Tidak tahu ke mana harus mengadu ketika Debt Collector datang dengan cara preman, atau berpura-pura menjadi petugas hukum.
Dalam kondisi seperti ini, ke mana rakyat harus berpaling?
Sistem berkata:
"Ini perjanjian sah. Jika tak mampu bayar, rumah harus kami ambil.”
Tapi siapa yang akan mendengar suara seorang ibu yang rumahnya hendak disita, padahal di dalamnya tinggal anak-anaknya yang masih sekolah? Siapa yang akan peduli pada sopir harian yang terpaksa berhenti bekerja karena kecelakaan, lalu cicilannya menunggak?

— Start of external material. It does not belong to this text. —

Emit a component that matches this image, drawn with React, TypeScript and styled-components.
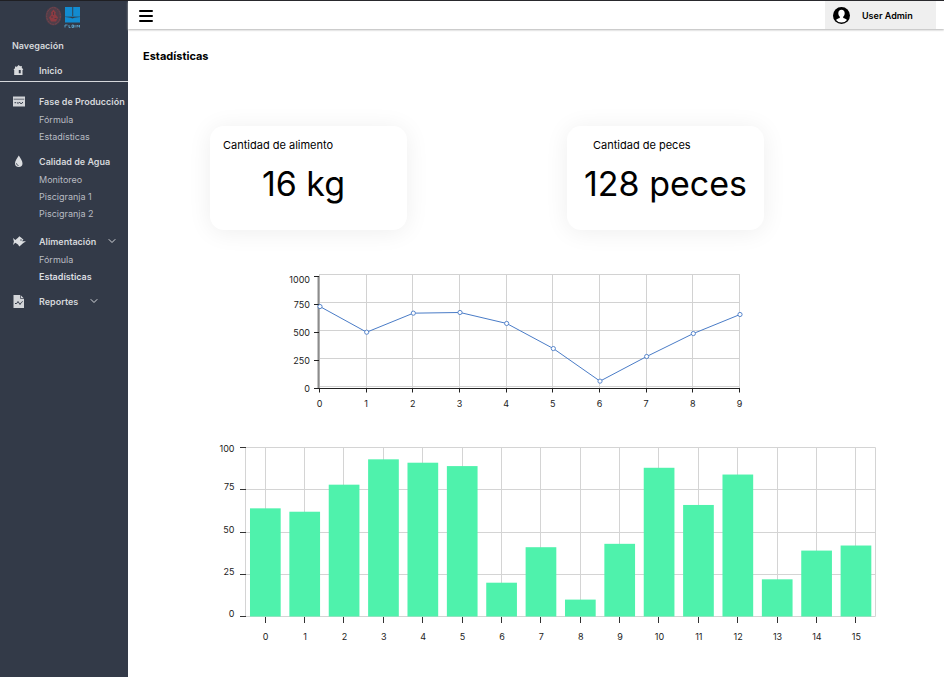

Inilah sebabnya suara rakyat harus menggema. Bukan untuk melawan hukum, tapi untuk mengingatkan sistem bahwa keadilan bukan hanya milik mereka yang kuat secara finansial. Rakyat tidak menolak aturan, tetapi menolak ketidakadilan yang dibungkus dengan legalitas.
Rakyat kecil bukan kriminal.
Mereka adalah orang-orang jujur yang tetap bekerja, tetap berharap, dan tetap berjuang meski dirundung kesulitan. Mereka adalah pejuang kehidupan yang hanya ingin tetap tinggal di rumah yang mereka cicil dengan keringat.
Tapi sistem perbankan lebih sering menghitung bunga dan denda, daripada niat baik dan kerja keras.
Haruskah setiap keterlambatan cicilan dibalas dengan ancaman penyitaan? Apakah hukum hanya menjadi alat pemukul bagi yang lemah?
Tidak. Justru di sinilah peran penting solidaritas masyarakat dan kesadaran hukum harus dibangkitkan.
Ketika satu suara terdengar, mungkin bisa diabaikan.
Tapi jika seribu suara bersatu, sistem tidak akan punya pilihan selain mendengar. Rakyat harus tahu hak-haknya. Bahwa ada prosedur hukum yang harus dijalani sebelum penyitaan dilakukan. Bahwa Debt Collector tidak bisa bertindak semaunya.
Bahwa ada jalur resmi, ada waktu yang bisa diminta, dan ada ruang untuk negosiasi secara manusiawi.
Kita perlu lebih dari sekadar belas kasihan. Kita butuh keadilan yang berpihak.
YbKarena hukum bukan sekadar kumpulan pasal, tapi juga nurani yang harus hidup di tengah masyarakat.
Tulisan ini adalah upaya kecil untuk menjadi corong suara-suara yang selama ini tak terdengar. Suara rakyat bukan bisikan yang bisa diabaikan, melainkan panggilan hati yang tak bisa dibungkam.
Setiap cerita adalah saksi perjuangan.
Setiap rumah adalah bukti nyata bahwa manusia bukan sekadar angka kredit, melainkan jiwa yang layak diperjuangkan.
Mari bersama kita perjuangkan hak untuk bertahan hidup secara bermartabat.
Mari kita gunakan pengetahuan hukum sebagai senjata, bukan kemarahan.
Karena melawan ketidakadilan bukan berarti melawan hukum, tetapi menghidupkan kembali semangat keadilan sejati.
Saatnya rakyat sadar, bersatu, dan bersuara. Karena suara rakyat tidak akan pernah padam, selama masih ada yang percaya bahwa keadilan harus diperjuangkan, bukan hanya dibicarakan.